» **What to produce**
Collect every line below that contains the word "this".

» **Extracted data**
- - - - - - -

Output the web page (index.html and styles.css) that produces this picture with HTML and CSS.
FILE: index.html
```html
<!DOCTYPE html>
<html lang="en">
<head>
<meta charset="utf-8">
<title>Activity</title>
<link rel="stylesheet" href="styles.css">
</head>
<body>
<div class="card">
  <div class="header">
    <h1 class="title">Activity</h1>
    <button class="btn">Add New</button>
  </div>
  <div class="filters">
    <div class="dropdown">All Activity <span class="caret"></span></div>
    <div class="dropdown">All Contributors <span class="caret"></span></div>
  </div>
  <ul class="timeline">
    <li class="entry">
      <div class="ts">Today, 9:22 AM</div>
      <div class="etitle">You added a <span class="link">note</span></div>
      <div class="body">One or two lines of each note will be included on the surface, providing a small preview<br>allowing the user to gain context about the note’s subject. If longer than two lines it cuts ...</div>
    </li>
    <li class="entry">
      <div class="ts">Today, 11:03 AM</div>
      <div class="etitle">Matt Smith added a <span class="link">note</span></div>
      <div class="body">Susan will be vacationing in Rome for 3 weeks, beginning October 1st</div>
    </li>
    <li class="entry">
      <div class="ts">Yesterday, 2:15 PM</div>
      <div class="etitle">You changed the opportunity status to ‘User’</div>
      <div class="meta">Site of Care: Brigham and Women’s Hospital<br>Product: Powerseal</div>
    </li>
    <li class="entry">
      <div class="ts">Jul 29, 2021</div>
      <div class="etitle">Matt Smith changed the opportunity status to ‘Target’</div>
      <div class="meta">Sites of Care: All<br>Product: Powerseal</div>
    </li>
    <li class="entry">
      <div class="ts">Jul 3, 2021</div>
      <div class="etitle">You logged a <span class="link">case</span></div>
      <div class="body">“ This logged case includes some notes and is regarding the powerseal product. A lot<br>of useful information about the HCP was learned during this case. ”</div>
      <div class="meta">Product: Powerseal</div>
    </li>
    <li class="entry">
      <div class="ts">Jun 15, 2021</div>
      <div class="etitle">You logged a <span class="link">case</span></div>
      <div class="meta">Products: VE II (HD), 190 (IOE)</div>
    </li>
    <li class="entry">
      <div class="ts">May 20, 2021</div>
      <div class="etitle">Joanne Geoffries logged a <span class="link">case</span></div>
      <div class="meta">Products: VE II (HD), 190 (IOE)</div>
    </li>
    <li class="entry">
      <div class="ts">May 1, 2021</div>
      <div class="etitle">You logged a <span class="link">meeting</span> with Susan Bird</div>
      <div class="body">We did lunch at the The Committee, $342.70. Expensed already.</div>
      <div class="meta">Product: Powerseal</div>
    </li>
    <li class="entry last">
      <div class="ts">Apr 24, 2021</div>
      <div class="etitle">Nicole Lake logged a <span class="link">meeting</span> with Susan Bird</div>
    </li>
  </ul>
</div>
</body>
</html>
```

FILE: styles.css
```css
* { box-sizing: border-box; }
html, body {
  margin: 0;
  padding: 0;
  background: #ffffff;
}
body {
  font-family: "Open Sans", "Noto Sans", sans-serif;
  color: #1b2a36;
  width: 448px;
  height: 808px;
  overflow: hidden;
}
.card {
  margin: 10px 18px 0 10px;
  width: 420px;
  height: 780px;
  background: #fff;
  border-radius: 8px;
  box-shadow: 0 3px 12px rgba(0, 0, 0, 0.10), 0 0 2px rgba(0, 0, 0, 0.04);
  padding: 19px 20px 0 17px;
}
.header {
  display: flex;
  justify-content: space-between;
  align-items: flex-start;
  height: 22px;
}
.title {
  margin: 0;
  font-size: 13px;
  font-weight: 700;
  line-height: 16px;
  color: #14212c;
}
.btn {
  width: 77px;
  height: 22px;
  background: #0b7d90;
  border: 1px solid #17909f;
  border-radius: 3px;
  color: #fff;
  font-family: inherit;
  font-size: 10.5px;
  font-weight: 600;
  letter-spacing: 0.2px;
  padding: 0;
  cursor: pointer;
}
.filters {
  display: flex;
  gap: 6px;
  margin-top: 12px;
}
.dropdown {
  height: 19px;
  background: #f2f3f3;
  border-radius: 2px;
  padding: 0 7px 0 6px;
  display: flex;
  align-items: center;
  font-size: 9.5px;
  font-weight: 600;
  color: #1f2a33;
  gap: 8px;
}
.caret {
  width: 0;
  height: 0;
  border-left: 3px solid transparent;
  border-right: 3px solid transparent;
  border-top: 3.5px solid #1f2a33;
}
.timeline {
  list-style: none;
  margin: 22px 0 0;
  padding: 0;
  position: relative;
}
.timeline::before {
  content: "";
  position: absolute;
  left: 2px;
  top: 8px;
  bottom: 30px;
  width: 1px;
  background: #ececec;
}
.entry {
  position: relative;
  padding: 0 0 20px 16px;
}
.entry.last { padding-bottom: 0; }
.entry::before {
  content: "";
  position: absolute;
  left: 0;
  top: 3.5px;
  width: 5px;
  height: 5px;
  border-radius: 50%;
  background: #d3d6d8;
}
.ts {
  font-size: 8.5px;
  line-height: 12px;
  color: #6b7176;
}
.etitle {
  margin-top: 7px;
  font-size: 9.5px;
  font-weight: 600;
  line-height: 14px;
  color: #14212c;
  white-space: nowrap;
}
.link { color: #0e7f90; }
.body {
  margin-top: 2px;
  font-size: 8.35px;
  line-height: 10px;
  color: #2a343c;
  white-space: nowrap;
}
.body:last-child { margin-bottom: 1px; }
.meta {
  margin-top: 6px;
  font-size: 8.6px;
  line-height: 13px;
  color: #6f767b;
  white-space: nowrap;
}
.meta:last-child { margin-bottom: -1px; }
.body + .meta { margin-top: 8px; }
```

- - - - - - -

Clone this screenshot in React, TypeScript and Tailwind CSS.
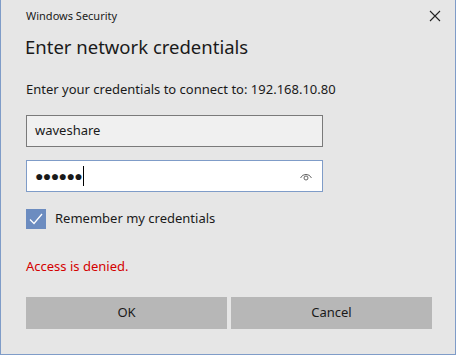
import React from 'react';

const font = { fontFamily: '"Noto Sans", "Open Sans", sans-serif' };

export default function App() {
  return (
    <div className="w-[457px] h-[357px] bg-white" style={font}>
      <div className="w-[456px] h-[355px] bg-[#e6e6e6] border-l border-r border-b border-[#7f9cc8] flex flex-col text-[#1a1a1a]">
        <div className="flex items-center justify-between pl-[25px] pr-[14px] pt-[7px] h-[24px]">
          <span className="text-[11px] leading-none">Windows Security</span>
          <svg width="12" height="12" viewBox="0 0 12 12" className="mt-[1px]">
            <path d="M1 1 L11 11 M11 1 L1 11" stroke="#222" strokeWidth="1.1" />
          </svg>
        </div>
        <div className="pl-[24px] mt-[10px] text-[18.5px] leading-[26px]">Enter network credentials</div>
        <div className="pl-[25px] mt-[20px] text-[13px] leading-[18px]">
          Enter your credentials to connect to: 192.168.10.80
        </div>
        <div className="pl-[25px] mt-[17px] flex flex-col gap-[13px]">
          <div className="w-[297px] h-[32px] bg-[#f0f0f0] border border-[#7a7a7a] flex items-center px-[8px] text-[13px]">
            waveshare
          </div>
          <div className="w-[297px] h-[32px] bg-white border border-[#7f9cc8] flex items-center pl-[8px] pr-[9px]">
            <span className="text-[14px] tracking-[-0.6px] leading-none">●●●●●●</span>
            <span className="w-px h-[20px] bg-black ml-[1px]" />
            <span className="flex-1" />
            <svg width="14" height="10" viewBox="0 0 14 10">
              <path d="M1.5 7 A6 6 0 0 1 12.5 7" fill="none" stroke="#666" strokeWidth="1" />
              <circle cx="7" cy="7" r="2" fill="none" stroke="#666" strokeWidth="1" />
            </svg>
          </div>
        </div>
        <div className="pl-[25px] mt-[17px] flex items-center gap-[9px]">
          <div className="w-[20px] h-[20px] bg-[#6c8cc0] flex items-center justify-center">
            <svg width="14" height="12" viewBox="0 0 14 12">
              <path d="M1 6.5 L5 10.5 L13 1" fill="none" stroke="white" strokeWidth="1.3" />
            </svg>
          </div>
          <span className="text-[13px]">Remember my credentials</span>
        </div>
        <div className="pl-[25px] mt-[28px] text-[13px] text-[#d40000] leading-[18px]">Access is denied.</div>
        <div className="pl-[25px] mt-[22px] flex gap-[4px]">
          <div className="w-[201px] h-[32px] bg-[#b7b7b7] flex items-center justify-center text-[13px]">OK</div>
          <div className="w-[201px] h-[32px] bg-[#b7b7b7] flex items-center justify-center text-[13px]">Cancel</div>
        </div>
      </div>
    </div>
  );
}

- - - - - - -

» **Answer to the exercise**
Output the web page (index.html and styles.css) that produces this picture with HTML and CSS.
      <div class="body">“ This logged case includes some notes and is regarding the powerseal product. A lot<br>of useful information about the HCP was learned during this case. ”</div>
Clone this screenshot in React, TypeScript and Tailwind CSS.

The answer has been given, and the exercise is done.